* BEGIN *
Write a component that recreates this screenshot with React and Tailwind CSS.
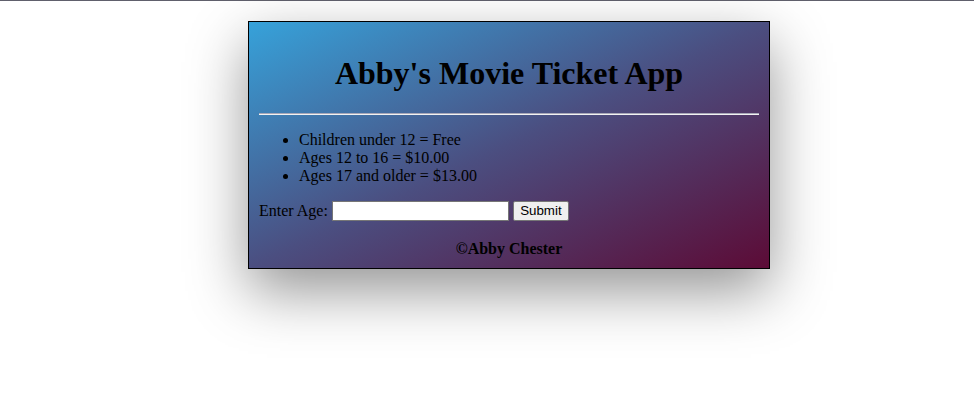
export default function App() {
  const prices = [
    "Children under 12 = Free",
    "Ages 12 to 16 = $10.00",
    "Ages 17 and older = $13.00",
  ];

  return (
    <div className="min-h-[402px] bg-white font-['Liberation_Serif',serif] text-black">
      {/* top edge line */}
      <div className="h-px bg-[#60606c]" />

      <div className="ml-[248px] mt-[20px] w-[522px] border border-black bg-[linear-gradient(to_bottom_right,#36a2da,#4b4e80_50%,#5c0b36)] px-[10px] pt-[10px] pb-[10px] shadow-[0_22px_55px_rgba(0,0,0,0.42)]">
        <h1 className="mt-[22px] mb-[21px] text-center text-[32px] font-bold leading-[38px]">
          Abby's Movie Ticket App
        </h1>

        <hr className="border-0 border-t border-b border-t-[#a8a8b8] border-b-[#f2f2f2]" />

        <ul className="my-[16px] list-disc pl-[40px] text-[16px] leading-[18px]">
          {prices.map((p) => (
            <li key={p}>{p}</li>
          ))}
        </ul>

        <form className="flex items-center text-[16px] leading-[20px]" onSubmit={(e) => e.preventDefault()}>
          <label htmlFor="age">Enter Age:</label>
          <input
            id="age"
            type="text"
            className="ml-[4px] h-[20px] w-[177px] border border-[#767676] bg-white px-[2px] font-['Liberation_Sans',sans-serif] text-[13px]"
          />
          <button
            type="submit"
            className="ml-[4px] h-[20px] w-[56px] rounded-[2px] border border-[#767676] bg-[#efefef] font-['Liberation_Sans',sans-serif] text-[13.33px] leading-[16px]"
          >
            Submit
          </button>
        </form>

        <p className="mt-[19px] text-center text-[16px] font-bold leading-[18px]">©Abby Chester</p>
      </div>
    </div>
  );
}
* END *
Reproduce the data above word for word from its first line through the line that holds "border-t border-b border-t-[#a8a8b8]", both ends included; skip pictures.

> **Output of the exercise**
Write a component that recreates this screenshot with React and Tailwind CSS.
export default function App() {
  const prices = [
    "Children under 12 = Free",
    "Ages 12 to 16 = $10.00",
    "Ages 17 and older = $13.00",
  ];

  return (
    <div className="min-h-[402px] bg-white font-['Liberation_Serif',serif] text-black">
      {/* top edge line */}
      <div className="h-px bg-[#60606c]" />

      <div className="ml-[248px] mt-[20px] w-[522px] border border-black bg-[linear-gradient(to_bottom_right,#36a2da,#4b4e80_50%,#5c0b36)] px-[10px] pt-[10px] pb-[10px] shadow-[0_22px_55px_rgba(0,0,0,0.42)]">
        <h1 className="mt-[22px] mb-[21px] text-center text-[32px] font-bold leading-[38px]">
          Abby's Movie Ticket App
        </h1>

        <hr className="border-0 border-t border-b border-t-[#a8a8b8] border-b-[#f2f2f2]" />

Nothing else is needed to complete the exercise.